Lo llamativo de estas “clases de apoyo” es que son totalmente gratuitas. “Yo soy feliz enseñando, cómo les voy a cobrar, muchos de los niños que vienen son pobres como lo era yo, y la verdad que me distraigo enseñando. Como nunca pude ejercer de catedrático aquí me tomo la revancha”, explica nuestro “Tesla” alteño.

Mario recuerda que cuando él desarmaba los coches a pilas de sus amigos, repararlos era algo más que complicado pues debía recurrir a piezas de metal. “Un niño difícilmente puede trabajar con este material”. Ahora en cambio, explica, los materiales son más dóciles y ello facilita el trabajo. “Hacer un engranaje de metal era hasta peligroso, hoy tenemos el plástico que obviamente es más maleable y también más económico”.

Este ingeniero también brinda clases de física, química, matemáticas, audio, televisión. Estas instrucciones son brindadas, además del español, en idioma aymara “y también en inglés”, aclara Mario.
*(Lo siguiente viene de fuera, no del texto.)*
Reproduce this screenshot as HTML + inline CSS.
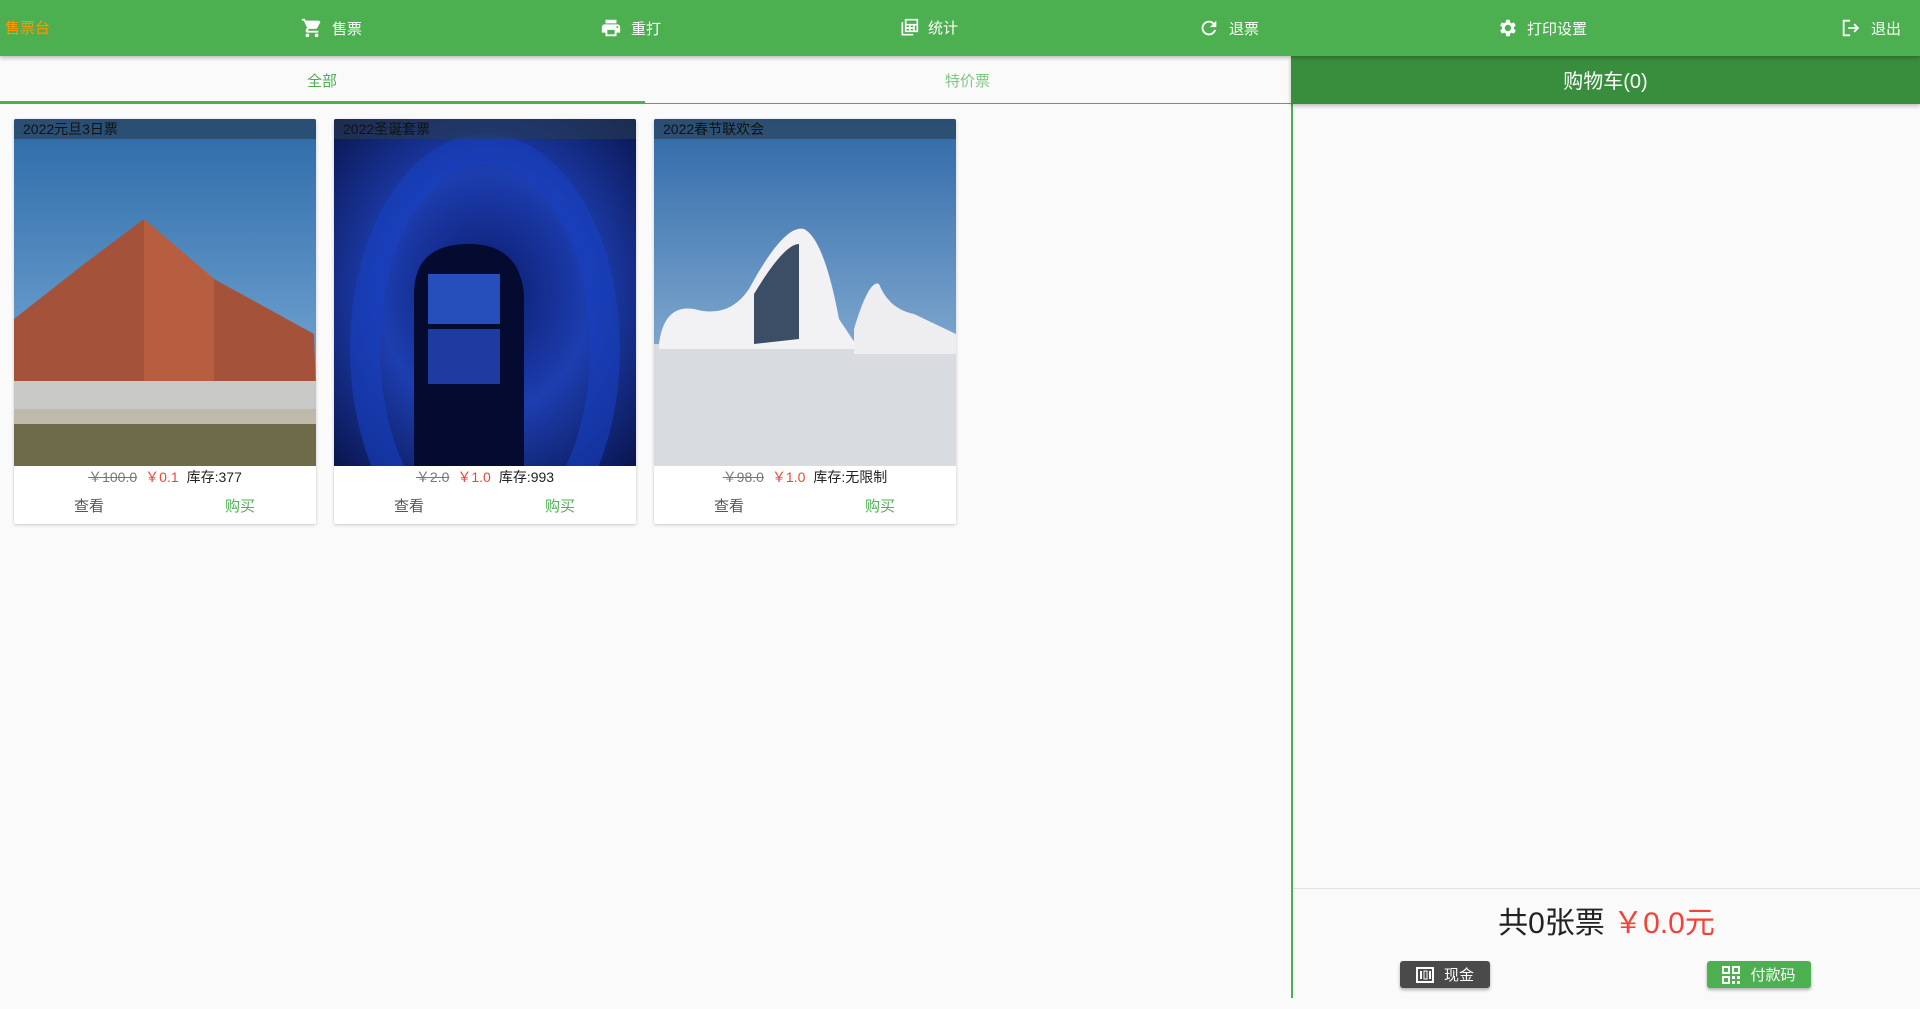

Entre sus creaciones figuran un robot araña y brazos mecánicos construidos con alambre, motores muy pequeños que funcionan con batería de celular y acrílico para darles forma, “son materiales caseros a los que puede acceder cualquier estudiante o interesado en la robótica”.

“El resto de las piezas para armar un robot las encuentran aquí. Sacar el primero es lo que cuesta, armar un robot araña me ha tomado un fin de semana y me ha costado alrededor de 100 bolivianos”, explica el inventor.

Para los melómanos, en la tienda se ofrece la construcción de las denominadas rockolas a pedido, “esto tiene que ver con los colores del mueble y la música que quiere el interesado, el mismo vale alrededor de los 1.400 de acuerdo al gusto”. Mario también ofrece “tilines” para aquellos que como él, no olvidan esos lindos años de la dulce niñez.